Halloween is a day of ritual.
Families carve pumpkins to grin into the night. They don costumes and take to the streets. "Trick or treat!" children chorus, receiving candy in return. For many, the holiday ends that night, as soon as the cold and dark hasten the children on their way home to sort their goodies.
But for others, once they've "finished with the candy part, it's the real day," said the Rev. Joseph Abah of St. Peter Catholic Church in Fulton.
Many are familiar with the idea Halloween is short for All Hallows' Eve. What it's the "eve" of depends on your background: A number of cultures and religious sects celebrate versions of the holy day, which at their root involve remembering and praying for family members and loved ones who have passed on.
At least two variations of the day were celebrated Friday in Fulton, both at Westminster College.
All Saints' Day
Just after noon, St. Mary the Virgin, Aldermanbury played host to a Catholic mass. Bright beams of sunlight belied the chill outside, heating the solemn worshippers in their stiff-backed pews. Abah led the service: a mix of prayer, praise, readings and Holy Communion.
For that brief time, according to their beliefs, the worshippers join those who have passed away in their worshiping in heaven.
"All Saints' Day is a special day set aside to commemorate all those who are in heaven," Abah explained.
It's not just to remember the 10,000 or so officially recognized Catholic saints, "there are way more in heaven than those who are recognized," he said.
All Saints' Day is followed by All Souls' Day, which commemorates all Christians who have died. In the Catholic Church, dying a Catholic is not an automatic ticket to heaven — some souls must pause in purgatory to complete their purification.
"Every day, we either add to our journey (toward heaven) or take away from it," Abah said. "The saints in heaven are silently cheering us on."
On All Souls' Day, Catholics pray for those souls.
Abah said even within Catholicism, some youths are losing sight of the meaning and importance of Halloween, and it makes him sad to see the change.
Da de los Muertos
All Saints' Day shares some clear DNA with Da de los Muertos, a Mexican holiday whose name translates to "Day of the Dead." The celebration predates the arrival of Catholicism in Mexico and has its roots as a holiday celebrated by the indigenous Aztec, dedicated to the goddess Mictecacihuatl.
After Spanish conquistadors brought Catholicism to Mexico, the Catholic traditions gradually mingled with the preexisting rituals to produce the current three-day fiesta. Oct. 31 is for the spirits of children, Nov. 1 for visiting adults and Nov. 2 for decorating graves in the cemetery.
Today, Da de los Muertos is celebrated all across Latin America and beyond.
The Catholic Mass' solemn hymns and white robes contrast dramatically with the bright colors of the ofrenda set up Friday afternoon at the Center for Faith and Service.
"It's been a steady assembly all month," said Kiva Nice-Webb, the center's director.
An ofrenda is a sort of homemade altar, designed to entice departed souls back for a visit to hear the prayers of their loved ones.

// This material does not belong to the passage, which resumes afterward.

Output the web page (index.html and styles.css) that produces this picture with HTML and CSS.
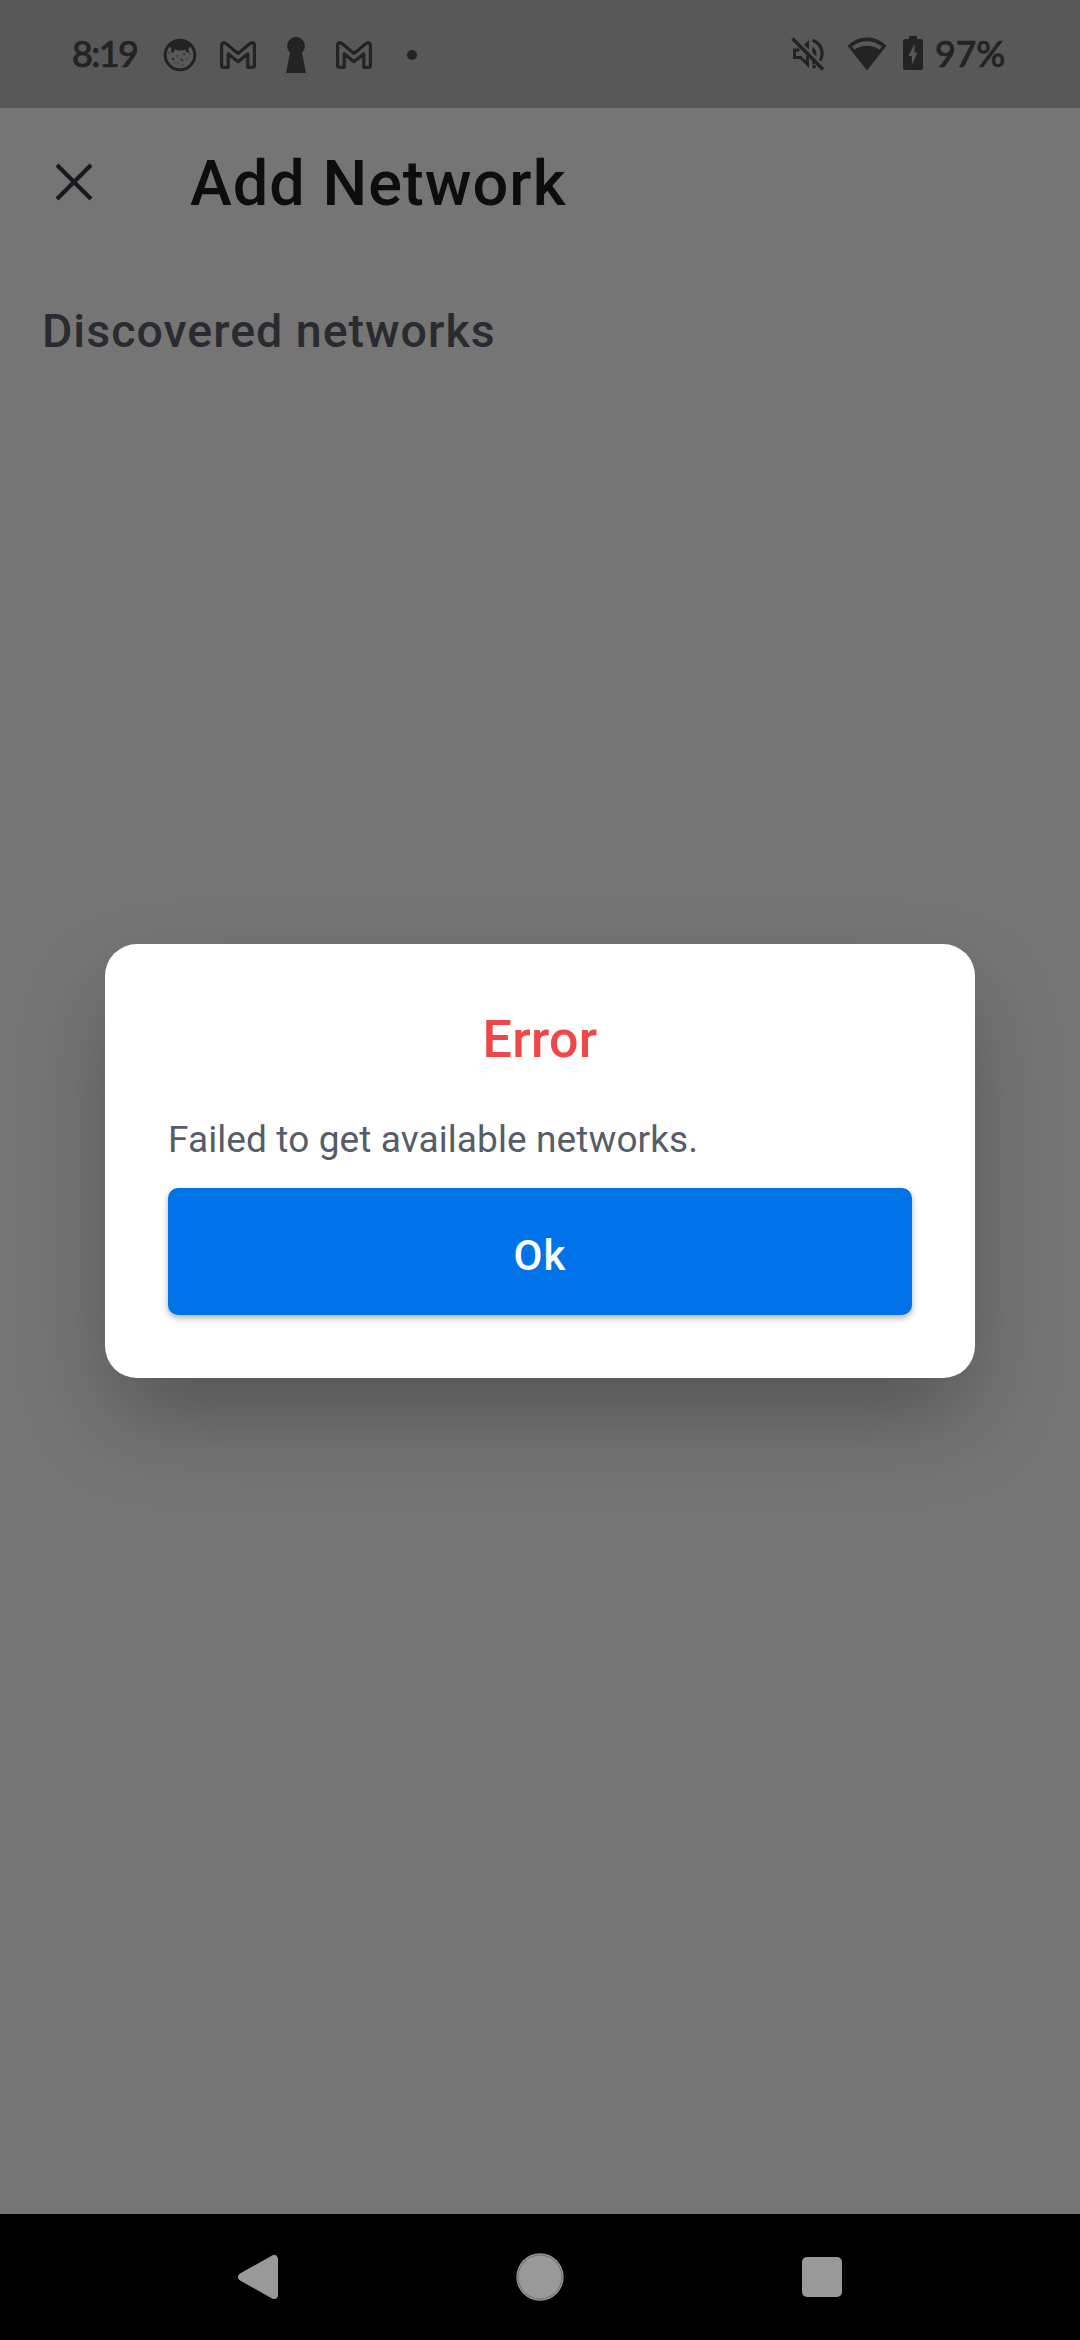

Ofrendas vary but are often laden with marigolds, favorite foods, photographs and memorabilia of the dead, and traditional goodies such as the iconic decorated sugar skulls.

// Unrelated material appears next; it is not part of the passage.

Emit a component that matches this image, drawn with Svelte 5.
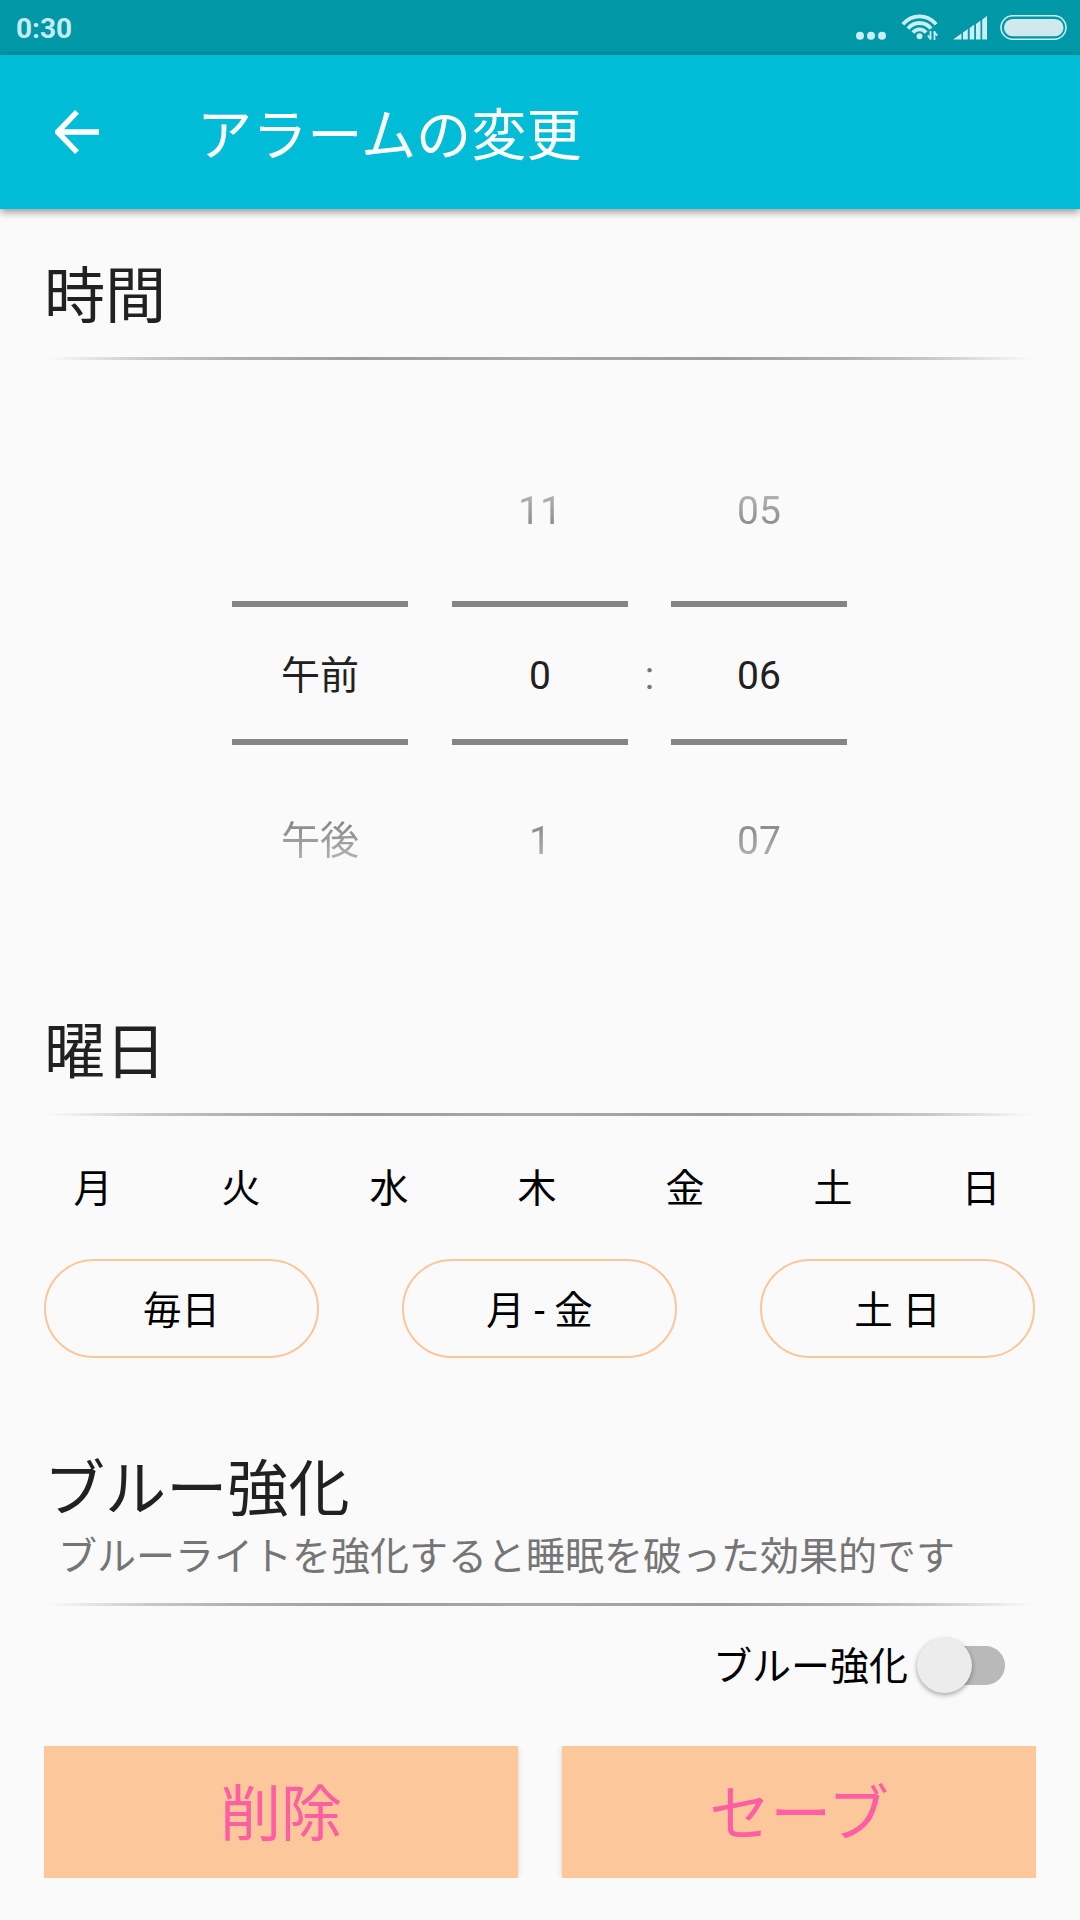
<script lang="ts">
  const pickers = [
    { name: 'ampm', prev: '', current: '午前', next: '午後' },
    { name: 'hour', prev: '11', current: '0', next: '1' },
    { name: 'minute', prev: '05', current: '06', next: '07' }
  ]
  const days = ['月', '火', '水', '木', '金', '土', '日']
  const presets = ['毎日', '月 - 金', '土 日']

  let boost = $state(false)
</script>

<div class="screen">
  <div class="status">
    <span class="clock">0:30</span>
    <svg class="status-icons" width="220" height="55" viewBox="852 0 220 55">
      <g fill="#c9eef3">
        <circle cx="860" cy="35.7" r="4" />
        <circle cx="871" cy="35.7" r="4" />
        <circle cx="882" cy="35.7" r="4" />
        <circle cx="919.5" cy="36.3" r="3" />
        <path d="M953 39.5L961.5 33.5V39.5Z" />
        <path d="M963 32.5L967.8 29V39.5H963Z" />
        <path d="M969.7 28L974.2 24.6V39.5H969.7Z" />
        <path d="M976 24L980.5 20.4V39.5H976Z" />
        <path d="M982.2 19.5L987 16V39.5H982.2Z" />
        <rect x="1004" y="19" width="59.5" height="17.3" rx="8.6" fill="#cfe9ec" />
      </g>
      <g fill="none" stroke="#c9eef3" stroke-width="3.8">
        <path d="M902.8 24.2Q910 16.4 919.5 16.4T936.2 24.2" />
        <path d="M908 28.6Q912.5 23 919.5 23T931 28.6" />
        <path d="M913 32.6Q915.5 29.4 919.5 29.4T926 32.6" />
        <path d="M930.5 31V39.5M934.5 31V40" stroke-width="1.8" />
        <path d="M927.8 35.4L930.8 39.2M934.2 32L937.2 35.6" stroke-width="1.8" />
        <rect x="1001" y="15.8" width="65" height="23.4" rx="11.7" stroke-width="1.6" />
      </g>
    </svg>
  </div>

  <header class="toolbar">
    <svg class="back" width="44" height="44" viewBox="0 0 44 44">
      <path d="M22 1.8L2.5 22L22 42.2M3 22H44" fill="none" stroke="#fff" stroke-width="5.4" />
    </svg>
    <h1>アラームの変更</h1>
  </header>

  <main>
    <section class="time">
      <h2>時間</h2>
      <div class="line"></div>
      <div class="pickers">
        {#each pickers as picker}
          {#if picker.name === 'minute'}
            <span class="colon">:</span>
          {/if}
          <div class="picker {picker.name}">
            <span class="faded prev">{picker.prev}</span>
            <span class="current">{picker.current}</span>
            <span class="faded next">{picker.next}</span>
          </div>
        {/each}
      </div>
    </section>

    <section class="week">
      <h2>曜日</h2>
      <div class="line"></div>
      <div class="days">
        {#each days as day}
          <button class="day">{day}</button>
        {/each}
      </div>
      <div class="presets">
        {#each presets as preset}
          <button class="preset">{preset}</button>
        {/each}
      </div>
    </section>

    <section class="blue">
      <h2>ブルー強化</h2>
      <p>ブルーライトを強化すると睡眠を破った効果的です</p>
      <div class="line"></div>
      <button class="switch-row" class:on={boost} onclick={() => (boost = !boost)}>
        <span class="label">ブルー強化</span>
        <span class="track"><span class="knob"></span></span>
      </button>
    </section>

    <div class="actions">
      <button>削除</button>
      <button>セーブ</button>
    </div>
  </main>
</div>

<style>
  :global(body) {
    background: #fafafa;
  }
  .screen {
    display: flex;
    flex-direction: column;
    width: 1080px;
    height: 1920px;
    overflow: hidden;
    background: #fafafa;
    color: #212121;
    font-family: Roboto, 'Noto Sans CJK JP', sans-serif;
    font-size: 39px;
  }
  button {
    margin: 0;
    padding: 0;
    border: 0;
    background: none;
    color: #000;
    font: inherit;
    cursor: pointer;
  }
  h1,
  h2,
  p {
    margin: 0;
    font-weight: 400;
  }
  .status {
    display: flex;
    justify-content: space-between;
    align-items: center;
    height: 55px;
    padding: 0 8px 0 16px;
    background: #0097a7;
  }
  .clock {
    padding-top: 2px;
    color: #c5ecf3;
    font-size: 28px;
    font-weight: 700;
  }
  .toolbar {
    display: flex;
    align-items: center;
    height: 154px;
    padding-left: 55px;
    background: #00bcd6;
    box-shadow: 0 3px 8px rgba(0, 0, 0, 0.4);
  }
  .toolbar h1 {
    margin-left: 98px;
    padding-top: 8px;
    color: #fff;
    font-size: 55.2px;
    line-height: 80px;
  }
  main {
    padding: 44px 44px 0;
  }
  h2 {
    height: 88px;
    font-size: 61.1px;
    line-height: 88px;
  }
  .line {
    height: 3px;
    margin: 0 4px;
    background: linear-gradient(
      to right,
      transparent,
      #c9c9c9 10%,
      #b0b0b0 19%,
      #9d9d9d 32%,
      #a9a9a9 50%,
      #9d9d9d 68%,
      #b0b0b0 81%,
      #c9c9c9 90%,
      transparent
    );
  }
  .time .line,
  .week .line {
    margin-top: 16px;
  }
  .pickers {
    display: flex;
    height: 476px;
    margin: 75px 0 0 188px;
  }
  .picker {
    display: grid;
    grid-template-rows: 166px 144px 166px;
    width: 176px;
    text-align: center;
  }
  .hour {
    margin-left: 44px;
  }
  .colon {
    width: 43px;
    color: #757575;
    line-height: 482px;
    text-align: center;
  }
  .current {
    box-sizing: border-box;
    border: solid #858585;
    border-width: 6px 0;
    line-height: 138px;
  }
  .faded {
    background-clip: text;
    color: transparent;
  }
  .prev {
    padding-top: 46px;
    line-height: 60px;
    background-image: linear-gradient(#c8c8c8 42px, #808080 100px);
  }
  .next {
    padding-top: 66px;
    line-height: 60px;
    background-image: linear-gradient(#808080 70px, #c8c8c8 134px);
  }
  .week {
    padding-top: 98px;
  }
  .days {
    display: flex;
    gap: 50px;
    margin-top: 24px;
  }
  .day {
    width: 98px;
    height: 98px;
    line-height: 98px;
  }
  .presets {
    display: flex;
    gap: 83px;
    margin-top: 21px;
  }
  .preset {
    width: 275px;
    height: 99px;
    padding-bottom: 4px;
    border: 2px solid #fac69a;
    border-radius: 50px;
    font-size: 38.5px;
  }
  .blue {
    padding-top: 88px;
  }
  .blue h2 {
    height: 82px;
  }
  .blue p {
    padding-left: 14px;
    color: #757575;
    line-height: 58px;
  }
  .blue .line {
    margin-top: 17px;
  }
  .switch-row {
    display: flex;
    align-items: center;
    height: 118px;
    margin-left: auto;
    padding-right: 31px;
  }
  .label {
    padding-bottom: 4px;
  }
  .track {
    display: flex;
    align-items: center;
    width: 80px;
    height: 39px;
    margin-left: 17px;
    border-radius: 20px;
    background: #b9b9b9;
  }
  .knob {
    flex: none;
    width: 55px;
    height: 55px;
    margin-left: -8px;
    border-radius: 50%;
    background: #ececec;
    box-shadow: 0 2px 5px rgba(0, 0, 0, 0.35);
  }
  .on .knob {
    margin-left: 33px;
  }
  .actions {
    display: flex;
    gap: 44px;
    margin-top: 22px;
    overflow: hidden;
  }
  .actions button {
    flex: 1;
    height: 132px;
    padding-bottom: 5px;
    background: #fcc79b;
    box-shadow: 0 0 6px rgba(0, 0, 0, 0.15);
    color: #ff5fa2;
    font-size: 61.1px;
  }
</style>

The ofrenda at Westminster was the idea of student Cameron Gehler, who's interested in the rituals and traditions of many religions. He was out of town Friday but spent months growing marigolds and weeks collecting memorabilia from his fellow students.
"I thought since the Center for Faith and Service is a place where we can learn about and share faith traditions, it was a good idea," Nice-Webb said.
This particular ofrenda featured pictures of both loved ones (a much-missed pet dog and Nice-Webb's grandfather) and other deceased people who'd influenced students' lives (Anthony Bourdain, a Buddhist religious figure, the Kennedys). Loaves of pan de muerto mingled with Snickers bars and candles.
"The basic idea is that you're still connected to the people who've passed on," Nice-Webb said. "Many cultures have a version of that idea."